The day will include an introduction to Heritage Lottery funding streams for First World War projects, and showcase existing community First World War research projects taking place in Essex. There will also be a presentation by the Everyday Lives in War First World War Engagement Centre on how they can support independent researchers and community groups researching the First World War, and an insight into the resources and support available from the Essex Record Office.

Find out more about the day and book your place here.

Changing Perceptions, Changing Essex?

Recently our You Are Hear Project Officer, Sarah-Joy Maddeaux, has been cataloguing a collection of oral history interviews received from Epping Forest District Museum. The interviews were collected in 2004-2005 as part of a Heritage Lottery Funded project, called Changing Perceptions, which aimed to collect everyday accounts to illustrate how life in the district has changed over the twentieth century. Here Sarah-Joy shares some impressions from the recordings.

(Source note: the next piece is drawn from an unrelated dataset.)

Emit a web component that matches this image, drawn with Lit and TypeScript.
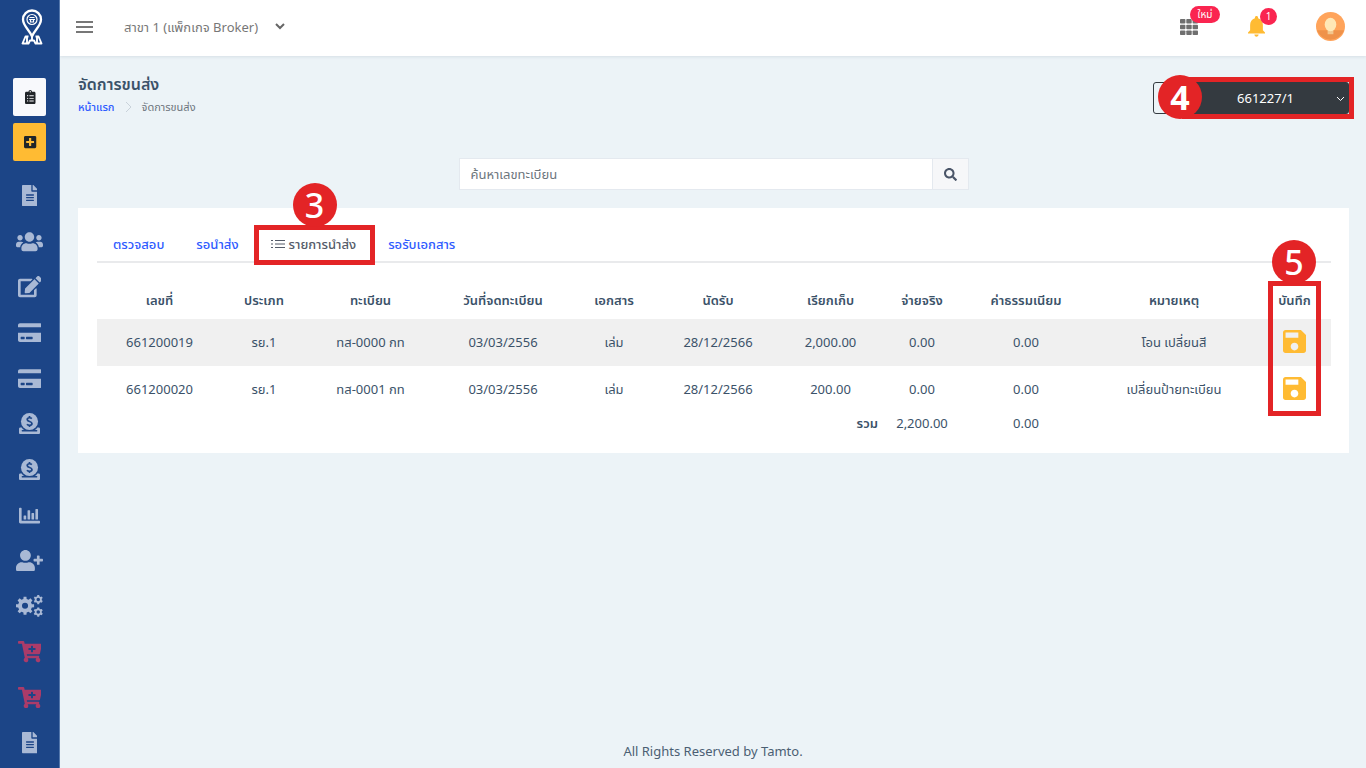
import { LitElement, html, css, svg } from "lit";
import { customElement, state } from "lit/decorators.js";
import { classMap } from "lit/directives/class-map.js";

/** Outline of a cog wheel with a round hole in its middle. */
const gear = (cx: number, cy: number, r: number, teeth: number, hole: number) => {
  const step = (Math.PI * 2) / teeth;
  const pt = (rad: number, a: number) =>
    `${(cx + rad * Math.cos(a)).toFixed(1)} ${(cy + rad * Math.sin(a)).toFixed(1)}`;
  let d = "";
  for (let i = 0; i < teeth; i++) {
    const a = i * step - Math.PI / 2;
    d += `${i ? "L" : "M"}${pt(r * 0.76, a - step * 0.3)}L${pt(r, a - step * 0.2)}L${pt(r, a + step * 0.2)}L${pt(r * 0.76, a + step * 0.3)}`;
  }
  return `${d}ZM${cx - hole} ${cy}a${hole} ${hole} 0 1 0 ${hole * 2} 0a${hole} ${hole} 0 1 0 ${-hole * 2} 0Z`;
};

const icons = {
  clipboard: svg`<svg viewBox="0 0 384 512" class="i14"><path fill="currentColor" d="M336 64h-80c0-35.300-28.700-64-64-64s-64 28.700-64 64H48C21.500 64 0 85.500 0 112v352c0 26.500 21.500 48 48 48h288c26.500 0 48-21.500 48-48V112c0-26.500-21.500-48-48-48zM96 424c-13.300 0-24-10.700-24-24s10.700-24 24-24 24 10.700 24 24-10.700 24-24 24zm0-96c-13.300 0-24-10.700-24-24s10.700-24 24-24 24 10.700 24 24-10.700 24-24 24zm0-96c-13.300 0-24-10.700-24-24s10.700-24 24-24 24 10.700 24 24-10.700 24-24 24zm96-192c13.300 0 24 10.700 24 24s-10.700 24-24 24-24-10.700-24-24 10.700-24 24-24zm128 368c0 4.400-3.600 8-8 8H168c-4.400 0-8-3.600-8-8v-16c0-4.400 3.600-8 8-8h144c4.400 0 8 3.600 8 8v16zm0-96c0 4.400-3.600 8-8 8H168c-4.400 0-8-3.600-8-8v-16c0-4.400 3.600-8 8-8h144c4.400 0 8 3.600 8 8v16zm0-96c0 4.400-3.600 8-8 8H168c-4.400 0-8-3.600-8-8v-16c0-4.400 3.600-8 8-8h144c4.400 0 8 3.600 8 8v16z"/></svg>`,
  plusSquare: svg`<svg viewBox="0 0 448 512" class="i14"><path fill="currentColor" d="M400 32H48C21.500 32 0 53.500 0 80v352c0 26.500 21.500 48 48 48h352c26.500 0 48-21.500 48-48V80c0-26.500-21.500-48-48-48zm-32 252c0 6.600-5.400 12-12 12h-92v92c0 6.600-5.400 12-12 12h-56c-6.600 0-12-5.400-12-12v-92H92c-6.600 0-12-5.400-12-12v-56c0-6.600 5.400-12 12-12h92v-92c0-6.600 5.400-12 12-12h56c6.600 0 12 5.400 12 12v92h92c6.600 0 12 5.400 12 12v56z"/></svg>`,
  file: svg`<svg viewBox="0 0 384 512"><path fill="currentColor" d="M224 136V0H24C10.700 0 0 10.700 0 24v464c0 13.300 10.700 24 24 24h336c13.300 0 24-10.700 24-24V160H248c-13.200 0-24-10.800-24-24zm64 236c0 6.600-5.400 12-12 12H108c-6.600 0-12-5.400-12-12v-8c0-6.600 5.400-12 12-12h168c6.600 0 12 5.400 12 12v8zm0-64c0 6.600-5.400 12-12 12H108c-6.600 0-12-5.400-12-12v-8c0-6.600 5.400-12 12-12h168c6.600 0 12 5.400 12 12v8zm0-72v8c0 6.600-5.400 12-12 12H108c-6.600 0-12-5.400-12-12v-8c0-6.600 5.400-12 12-12h168c6.600 0 12 5.400 12 12zm96-114.100v6.100H256V0h6.100c6.400 0 12.500 2.500 17 7l97.900 98c4.500 4.500 7 10.600 7 16.900z"/></svg>`,
  users: svg`<svg viewBox="0 0 640 512"><path fill="currentColor" d="M96 224c35.300 0 64-28.700 64-64s-28.700-64-64-64-64 28.700-64 64 28.700 64 64 64zm448 0c35.300 0 64-28.700 64-64s-28.700-64-64-64-64 28.700-64 64 28.700 64 64 64zm32 32h-64c-17.600 0-33.500 7.100-45.100 18.600 40.300 22.100 68.900 62 75.100 109.400h66c17.700 0 32-14.300 32-32v-32c0-35.300-28.700-64-64-64zm-256 0c61.900 0 112-50.100 112-112S381.900 32 320 32 208 82.100 208 144s50.100 112 112 112zm76.800 32h-8.300c-20.800 10-43.900 16-68.500 16s-47.600-6-68.500-16h-8.300C179.600 288 128 339.600 128 403.200V432c0 26.500 21.500 48 48 48h288c26.500 0 48-21.500 48-48v-28.800c0-63.600-51.600-115.200-115.200-115.200zm-223.700-13.400C161.500 263.100 145.600 256 128 256H64c-35.300 0-64 28.700-64 64v32c0 17.700 14.300 32 32 32h65.900c6.300-47.400 34.900-87.300 75.200-109.400z"/></svg>`,
  edit: svg`<svg viewBox="0 0 576 512"><path fill="currentColor" d="M402.600 83.200l90.200 90.200c3.800 3.800 3.800 10 0 13.800L274.400 405.600l-92.800 10.300c-12.400 1.400-22.900-9.100-21.500-21.500l10.300-92.800L388.800 83.200c3.800-3.800 10-3.800 13.800 0zm162-22.900l-48.800-48.800c-15.200-15.200-39.900-15.200-55.200 0l-35.400 35.400c-3.800 3.800-3.800 10 0 13.800l90.200 90.200c3.800 3.800 10 3.800 13.800 0l35.400-35.400c15.200-15.300 15.200-40 0-55.200zM384 346.200V448H64V128h229.800c3.200 0 6.200-1.300 8.500-3.500l40-40c7.600-7.600 2.200-20.500-8.500-20.500H48C21.500 64 0 85.500 0 112v352c0 26.500 21.500 48 48 48h352c26.500 0 48-21.500 48-48V306.200c0-10.700-12.900-16-20.500-8.500l-40 40c-2.200 2.300-3.500 5.300-3.500 8.500z"/></svg>`,
  card: svg`<svg viewBox="0 0 576 512"><path fill="currentColor" d="M0 432c0 26.500 21.500 48 48 48h480c26.500 0 48-21.500 48-48V256H0v176zm192-68c0-6.600 5.400-12 12-12h136c6.600 0 12 5.400 12 12v40c0 6.600-5.400 12-12 12H204c-6.600 0-12-5.400-12-12v-40zm-128 0c0-6.600 5.400-12 12-12h72c6.600 0 12 5.400 12 12v40c0 6.600-5.400 12-12 12H76c-6.600 0-12-5.400-12-12v-40zM576 80v48H0V80c0-26.500 21.500-48 48-48h480c26.500 0 48 21.500 48 48z"/></svg>`,
  donate: svg`<svg viewBox="0 0 512 512"><circle cx="256" cy="208" r="208" fill="currentColor"/><path d="M312 138c-12-14-30-22-54-22-34 0-58 18-58 44 0 62 116 34 116 98 0 28-26 46-60 46-26 0-48-10-62-28M256 76v40M256 302v40" fill="none" stroke="#1c4587" stroke-width="42"/><path fill="currentColor" d="M480 352h-33c-16 24-36 46-60 64h48c7 0 13 7 13 16s-6 16-13 16H77c-7 0-13-7-13-16s6-16 13-16h48c-24-18-44-40-60-64H32c-18 0-32 14-32 32v96c0 18 14 32 32 32h448c18 0 32-14 32-32v-96c0-18-14-32-32-32z"/></svg>`,
  chart: svg`<svg viewBox="0 0 512 512"><path fill="currentColor" d="M44 64h-24C9 64 0 73 0 84v332c0 18 14 32 32 32h464c9 0 16-7 16-16v-32c0-9-7-16-16-16H64V84c0-11-9-20-20-20z"/><path fill="currentColor" d="M125 256h38c7 0 13 6 13 13v70c0 7-6 13-13 13h-38c-7 0-13-6-13-13v-70c0-7 6-13 13-13zM221 128h38c7 0 13 6 13 13v198c0 7-6 13-13 13h-38c-7 0-13-6-13-13V141c0-7 6-13 13-13zM317 192h38c7 0 13 6 13 13v134c0 7-6 13-13 13h-38c-7 0-13-6-13-13V205c0-7 6-13 13-13zM413 96h38c7 0 13 6 13 13v230c0 7-6 13-13 13h-38c-7 0-13-6-13-13V109c0-7 6-13 13-13z"/></svg>`,
  userPlus: svg`<svg viewBox="0 0 640 512"><path fill="currentColor" d="M624 208h-64v-64c0-8.800-7.200-16-16-16h-32c-8.800 0-16 7.200-16 16v64h-64c-8.800 0-16 7.200-16 16v32c0 8.800 7.200 16 16 16h64v64c0 8.800 7.200 16 16 16h32c8.800 0 16-7.200 16-16v-64h64c8.800 0 16-7.200 16-16v-32c0-8.800-7.200-16-16-16zm-400 48c70.700 0 128-57.300 128-128S294.700 0 224 0 96 57.300 96 128s57.300 128 128 128zm89.600 32h-16.700c-22.200 10.200-46.900 16-72.900 16s-50.600-5.800-72.900-16h-16.700C60.200 288 0 348.200 0 422.400V464c0 26.500 21.500 48 48 48h352c26.500 0 48-21.500 48-48v-41.600c0-74.200-60.200-134.400-134.400-134.400z"/></svg>`,
  cogs: svg`<svg viewBox="0 0 640 512"><path fill="currentColor" fill-rule="evenodd" d="${gear(214, 256, 218, 8, 72)}${gear(528, 108, 112, 6, 42)}${gear(528, 404, 112, 6, 42)}"/></svg>`,
  cart: svg`<svg viewBox="0 0 576 512"><path fill="currentColor" fill-rule="evenodd" d="M504.700 320H211.600l6.500 32h268.400c15.400 0 26.800 14.300 23.400 29.300l-5.500 24.300c18.700 9.100 31.600 28.200 31.600 50.400 0 31.200-25.500 56.400-56.800 56-29.800-.400-54.400-24.600-55.200-54.400-.400-16.300 6.100-31 16.800-41.500H231.200c10.400 10.200 16.800 24.300 16.800 40 0 31.800-26.500 57.400-58.700 55.900-28.500-1.300-51.800-24.400-53.300-52.900-1.200-22 10.400-41.500 28.100-51.600L93.900 64H24C10.700 64 0 53.300 0 40V24C0 10.700 10.700 0 24 0h102.500c11.400 0 21.200 8 23.500 19.200l9.200 44.800H552c15.400 0 26.800 14.300 23.400 29.300l-47.300 208c-2.500 10.900-12.200 18.700-23.400 18.700zM408 168h-48v-40c0-8.800-7.200-16-16-16h-16c-8.800 0-16 7.200-16 16v40h-48c-8.800 0-16 7.200-16 16v16c0 8.800 7.200 16 16 16h48v40c0 8.800 7.200 16 16 16h16c8.800 0 16-7.200 16-16v-40h48c8.800 0 16-7.200 16-16v-16c0-8.800-7.200-16-16-16z"/></svg>`,
  search: svg`<svg viewBox="0 0 512 512" class="i13"><path fill="currentColor" d="M505 442.700L405.300 343c-4.500-4.500-10.600-7-17-7H372c27.600-35.300 44-79.700 44-128C416 93.100 322.900 0 208 0S0 93.100 0 208s93.100 208 208 208c48.300 0 92.700-16.400 128-44v16.300c0 6.400 2.500 12.500 7 17l99.700 99.700c9.400 9.400 24.600 9.400 33.900 0l28.300-28.300c9.400-9.400 9.400-24.600.1-34zM208 336c-70.700 0-128-57.200-128-128 0-70.700 57.200-128 128-128 70.700 0 128 57.200 128 128 0 70.700-57.200 128-128 128z"/></svg>`,
  save: svg`<svg viewBox="3 3 18 18"><path fill="currentColor" d="M17 3H5c-1.110 0-2 .9-2 2v14c0 1.100.89 2 2 2h14c1.100 0 2-.9 2-2V7l-4-4zm-5 16c-1.660 0-3-1.340-3-3s1.340-3 3-3 3 1.340 3 3-1.340 3-3 3zm3-10H5V5h10v4z"/></svg>`,
  bell: svg`<svg viewBox="4 2.500 16 19.500"><path fill="currentColor" d="M12 22c1.100 0 2-.9 2-2h-4c0 1.100.89 2 2 2zm6-6v-5c0-3.070-1.640-5.640-4.500-6.320V4c0-.83-.67-1.500-1.500-1.500s-1.500.67-1.500 1.500v.68C7.630 5.360 6 7.920 6 11v5l-2 2v1h16v-1l-2-2z"/></svg>`,
  grid: svg`<svg viewBox="0 0 18 16"><g fill="currentColor">${[0, 1, 2].map((r) => [0, 1, 2].map((c) => svg`<rect x="${c * 6.300}" y="${r * 5.700}" width="5.400" height="4.600" rx="0.800"/>`))}</g></svg>`,
  logo: svg`<svg viewBox="0 0 22 36" fill="none" stroke="#fff" stroke-linejoin="round"><path stroke-width="2.300" d="M11 27.500C9 21.500 2 17 2 10.500a9 9 0 0 1 18 0C20 17 13 21.500 11 27.500z"/><circle cx="11" cy="10.500" r="5" stroke-width="1.200"/><path stroke-width="1.200" d="M8.500 8.500h5M8 10.500h6M9.500 10.500v2.500h3v-2.500"/><path stroke-width="1.900" d="M7.500 27.500h-3L1.500 34.500h6L9 31.500h4l1.500 3h6L17.500 27.500h-3M6 28.500v5M16 28.500v5M11 27v4"/></svg>`,
};

interface NavItem { label: string; icon: keyof typeof icons; size: string; danger?: boolean }

const NAV: NavItem[] = [
  { label: "เอกสาร", icon: "file", size: "w16" },
  { label: "ลูกค้า", icon: "users", size: "w27" },
  { label: "แก้ไข", icon: "edit", size: "w24" },
  { label: "บัตร", icon: "card", size: "w24" },
  { label: "ชำระเงิน", icon: "card", size: "w24" },
  { label: "รายรับ", icon: "donate", size: "w21" },
  { label: "รายจ่าย", icon: "donate", size: "w21" },
  { label: "รายงาน", icon: "chart", size: "w21" },
  { label: "เพิ่มผู้ใช้", icon: "userPlus", size: "w27" },
  { label: "ตั้งค่า", icon: "cogs", size: "w27" },
  { label: "สั่งซื้อ", icon: "cart", size: "w24", danger: true },
  { label: "สั่งซื้อเพิ่ม", icon: "cart", size: "w24", danger: true },
  { label: "คู่มือ", icon: "file", size: "w16" },
];

const COLUMNS: [string, number][] = [
  ["เลขที่", 125], ["ประเภท", 84], ["ทะเบียน", 129], ["วันที่จดทะเบียน", 136],
  ["เอกสาร", 86], ["นัดรับ", 122], ["เรียกเก็บ", 103], ["จ่ายจริง", 80],
  ["ค่าธรรมเนียม", 128], ["หมายเหตุ", 168], ["บันทึก", 73],
];
const TOTAL = COLUMNS.reduce((sum, [, w]) => sum + w, 0);

const ROWS = [
  ["661200019", "รย.1", "ทส-0000 กท", "03/03/2556", "เล่ม", "28/12/2566", "2,000.00", "0.00", "0.00", "โอน เปลี่ยนสี"],
  ["661200020", "รย.1", "ทส-0001 กท", "03/03/2556", "เล่ม", "28/12/2566", "200.00", "0.00", "0.00", "เปลี่ยนป้ายทะเบียน"],
];

const TABS = ["ตรวจสอบ", "รอนำส่ง", "รายการนำส่ง", "รอรับเอกสาร"];

const base = css`
  *, *::before, *::after { box-sizing: border-box; }
  button, input, select { font: inherit; color: inherit; margin: 0; }
  button { background: none; border: 0; padding: 0; cursor: pointer; }
  a { text-decoration: none; }
  svg { display: block; }
`;

@customElement("side-nav")
export class SideNav extends LitElement {
  static styles = [base, css`
    :host { display: flex; flex-direction: column; align-items: center; width: 60px; height: 100vh;
      position: sticky; top: 0; flex: none; background: #1c4587; border-right: 1px solid #5578ac; padding-bottom: 2px; }
    .logo { width: 22px; margin: 9px 0 0 5px; }
    .quick { display: flex; flex-direction: column; gap: 7px; margin-top: 33px; }
    .quick button { display: grid; place-items: center; width: 33px; height: 38px; padding-left: 2px; border-radius: 2px; color: #212529; }
    .light { background: #f8f9fc; }
    .amber { background: #ffbb33; }
    .i14 { height: 14px; }
    nav { flex: 1; display: flex; flex-direction: column; width: 100%; margin-top: 12px; }
    nav a { flex: 1; display: grid; place-items: center; color: #a9b9d5; }
    nav .danger { color: #ab3b69; }
    .w16 { width: 16px; } .w21 { width: 21px; } .w24 { width: 24px; } .w27 { width: 27px; }
  `];
  render() {
    return html`
      <div class="logo">${icons.logo}</div>
      <div class="quick">
        <button class="light" aria-label="รายการงาน">${icons.clipboard}</button>
        <button class="amber" aria-label="เพิ่มงาน">${icons.plusSquare}</button>
      </div>
      <nav>${NAV.map((n) => html`
        <a href="#" aria-label=${n.label} class=${classMap({ danger: !!n.danger })}><span class=${n.size}>${icons[n.icon]}</span></a>`)}
      </nav>`;
  }
}

@customElement("top-bar")
export class TopBar extends LitElement {
  static styles = [base, css`
    :host { display: flex; align-items: center; height: 56px; padding: 0 21px 3px 16px; background: #fff; color: #777; font-size: 13px;
      box-shadow: 0 1px 3px rgba(60, 90, 110, .12); }
    .menu { width: 17px; display: grid; gap: 3px; }
    .menu span { height: 2px; background: #777; }
    .branch { display: flex; align-items: center; gap: 17px; margin-left: 31px; }
    .branch svg { width: 10px; }
    .tools { display: flex; align-items: center; margin-left: auto; }
    .tools button { position: relative; }
    .apps { width: 18px; color: #6f6f6f; margin-right: 50px; }
    .bell { width: 17px; color: #ffbb33; margin-right: 51px; }
    .badge { position: absolute; display: grid; place-items: center; background: #fa2550; color: #fff; border-radius: 9px; font-size: 10px; line-height: 17px; height: 17px; }
    .new { width: 30px; left: 10px; top: -13px; }
    .one { width: 17px; left: 12px; top: -8px; }
    .avatar svg { width: 29px; }
  `];
  render() {
    return html`
      <button class="menu" aria-label="เมนู"><span></span><span></span><span></span></button>
      <button class="branch">สาขา 1 (แพ็กเกจ Broker)
        <svg viewBox="0 0 10 7" fill="none" stroke="#666" stroke-width="2"><path d="M1 1l4 4 4-4"/></svg></button>
      <div class="tools">
        <button class="apps" aria-label="แอป">${icons.grid}<span class="badge new">ใหม่</span></button>
        <button class="bell" aria-label="การแจ้งเตือน">${icons.bell}<span class="badge one">1</span></button>
        <button class="avatar" aria-label="บัญชี">
          <svg viewBox="0 0 30 30"><circle cx="15" cy="15" r="15" fill="#ffa45b"/><path d="M1 19h28a15 15 0 0 1-28 0z" fill="#ef924a"/><path d="M12 18h6v5h-6z" fill="#f3c68d"/><ellipse cx="15" cy="13" rx="6" ry="7" fill="#ffe8b6"/></svg>
        </button>
      </div>`;
  }
}

@customElement("app-root")
export class AppRoot extends LitElement {
  @state() private active = 2;

  static styles = [base, css`
    :host { display: flex; min-height: 100vh; background: #ecf3f7; color: #3b5269;
      font-family: "Noto Sans", "Noto Sans Thai", sans-serif; font-size: 13px; line-height: 20px; }
    .page { flex: 1; min-width: 0; display: flex; flex-direction: column; }
    main { flex: 1; padding: 16px 17px 0 18px; }
    .head { display: flex; justify-content: space-between; align-items: flex-start; }
    h1 { margin: 0; font-size: 16px; line-height: 24px; font-weight: 600; }
    .crumbs { display: flex; align-items: center; gap: 10px; font-size: 11px; color: #6c757d; line-height: 22px; }
    .crumbs a { color: #2f5bff; font-weight: 500; }
    .crumbs svg { width: 7px; }
    .batch { position: relative; display: flex; width: 196px; height: 32px; margin-top: 10px; }
    .batch label { width: 29px; border: 1px solid #343a40; border-radius: 3px 0 0 3px; }
    .batch select { flex: 1; appearance: none; border: 0; padding: 0; border-radius: 0 3px 3px 0; background: #343a40; color: #fff; text-align: center; text-align-last: center; }
    .batch svg { position: absolute; right: 4px; top: 14px; width: 9px; }
    .search { display: flex; width: 510px; max-width: 100%; height: 32px; margin: 40px auto 0; border: 1px solid #e4e9ef; background: #fff; }
    .search input { flex: 1; min-width: 0; border: 0; padding: 0 11px; background: none; outline: 0; }
    .search input::placeholder { color: #6c757d; opacity: 1; }
    .search button { width: 36px; display: grid; place-items: center; background: #f6f7f9; border-left: 1px solid #e4e9ef; color: #4a5568; }
    .i13 { width: 13px; }
    .card { margin-top: 18px; background: #fff; padding: 18px 18px 18px 19px; }
    .tabs { display: flex; border-bottom: 2px solid #e9eaec; height: 37px; }
    .tab { position: relative; padding: 0 16px; color: #2f5bff; font-weight: 500; }
    .tab.on { color: #545b69; display: flex; align-items: center; gap: 4px; }
    .tab svg { width: 14px; }
    .sheet { position: relative; margin-top: 17px; }
    table { width: 100%; border-collapse: collapse; table-layout: fixed; text-align: center; }
    th, td { padding: 0 4px 2px; font-weight: 400; height: 47px; }
    thead th { font-weight: 600; height: 39px; padding-bottom: 0; white-space: nowrap; }
    tbody tr:nth-child(odd) { background: #f0f0f0; }
    tfoot th, tfoot td { height: 22px; }
    tfoot th { font-weight: 600; text-align: right; }
    .save { width: 23px; color: #ffbb33; vertical-align: middle; }
    footer { text-align: center; padding: 7px 0; color: #4b5f73; }
    .mark { position: absolute; border: 5px solid #e32426; pointer-events: none; }
    .num { position: absolute; display: grid; place-items: center; width: 44px; height: 44px; border-radius: 50%;
      background: #e32426; color: #fff; font-size: 34px; line-height: 44px; font-weight: 500; pointer-events: none; }
    .m3 { inset: -1px -3px -4px -1px; }
    .n3 { left: 38px; top: -43px; }
    .m4 { inset: -5px -5px -5px 29px; }
    .n4 { left: 5px; top: -7px; font-weight: 700; }
    .m5 { right: 10px; top: 1px; width: 53px; height: 135px; }
    .n5 { right: 15px; top: -40px; }
  `];

  render() {
    return html`
      <side-nav></side-nav>
      <div class="page">
        <top-bar></top-bar>
        <main>
          <div class="head">
            <div>
              <h1>จัดการขนส่ง</h1>
              <div class="crumbs"><a href="#">หน้าแรก</a>
                <svg viewBox="0 0 7 12" fill="none" stroke="#c9d2da"><path d="M1 1l5 5-5 5"/></svg>
                <span>จัดการขนส่ง</span></div>
            </div>
            <div class="batch">
              <label for="batch" aria-label="รอบนำส่ง"></label>
              <select id="batch" aria-label="รอบนำส่ง"><option>661227/1</option></select>
              <svg viewBox="0 0 9 6" fill="none" stroke="#fff"><path d="M1 1l3.500 3.500L8 1"/></svg>
              <span class="mark m4"></span><span class="num n4">4</span>
            </div>
          </div>
          <form class="search" @submit=${(e: Event) => e.preventDefault()}>
            <input type="text" aria-label="ค้นหาเลขทะเบียน" placeholder="ค้นหาเลขทะเบียน">
            <button aria-label="ค้นหา">${icons.search}</button>
          </form>
          <section class="card">
            <div class="tabs" role="tablist">${TABS.map((t, i) => html`
              <button role="tab" class=${classMap({ tab: true, on: i === this.active })} @click=${() => (this.active = i)}>
                ${i === this.active ? html`<svg viewBox="0 0 14 10" stroke="currentColor"><path d="M4 1.500h10M4 5h10M4 8.500h10M0 1.500h2M0 5h2M0 8.500h2"/></svg>` : ""}<span>${t}</span>
                ${i === 2 ? html`<span class="mark m3"></span><span class="num n3">3</span>` : ""}
              </button>`)}
            </div>
            <div class="sheet">
              <table>
                <colgroup>${COLUMNS.map(([, w]) => html`<col style="width:${(w / TOTAL) * 100}%">`)}</colgroup>
                <thead><tr>${COLUMNS.map(([c]) => html`<th scope="col">${c}</th>`)}</tr></thead>
                <tbody>${ROWS.map((r) => html`<tr>${r.map((c) => html`<td>${c}</td>`)}
                  <td><button class="save" aria-label="บันทึก">${icons.save}</button></td></tr>`)}</tbody>
                <tfoot><tr><th colspan="7" scope="row">รวม</th><td>2,200.00</td><td>0.00</td><td></td><td></td></tr></tfoot>
              </table>
              <span class="mark m5"></span><span class="num n5">5</span>
            </div>
          </section>
        </main>
        <footer>All Rights Reserved by Tamto.</footer>
      </div>`;
  }
}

What do a farmer, a dentist, a magistrate, and a blacksmith have in common? No, this is not the start of a joke. The answer is that these were all people interviewed for Epping Forest District Museum’s Heritage Lottery Funded project, Changing Perceptions. The Museum kindly deposited copies of a selection of their interviews with us at the Essex Sound and Video Archive, and I have had the joy of cataloguing them (Series Reference SA 61/1/1).

The collection shares all of the wonderful features of any oral history interview: providing an intimate insight into the lives of everyday people, told in their own voices, ranging from amusing anecdotes to heartfelt memories. It also achieves its primary purpose of demonstrating exactly how much life has changed in the last century, even in the last fifty to sixty years. Even taking rose-tinted spectacles into account, a common impression running through the collection is of small towns and villages with a true community spirit, self-sufficient places with a range of shops and services and a real local character.

Photograph of Epping High Street, in what looks like the late nineteenth century

But one of the distinctive assets of this collection is its diversity. The interviewers spoke to a range of people: people from different parts of the UK, in different professions, with different backgrounds and experiences. Listening to these together forms a broader picture of the range of life within Epping Forest.

For instance, Bob Willis is a lively, frank character who was born in Suffolk in 1928 but moved to the Gaynes Park Estate, Coopersale when he was nine. He spent most of his working life at Cottis Ironworks. His interview (SA 61/1/1/5/1) gives interesting technical details about his work as a carpenter at the brickworks. It also reveals social information about the relationship between employer and employee.Then he unexpectedly casts light onto significant local events, such as the fire at Copped Hall (though he was not speaking from personal experience).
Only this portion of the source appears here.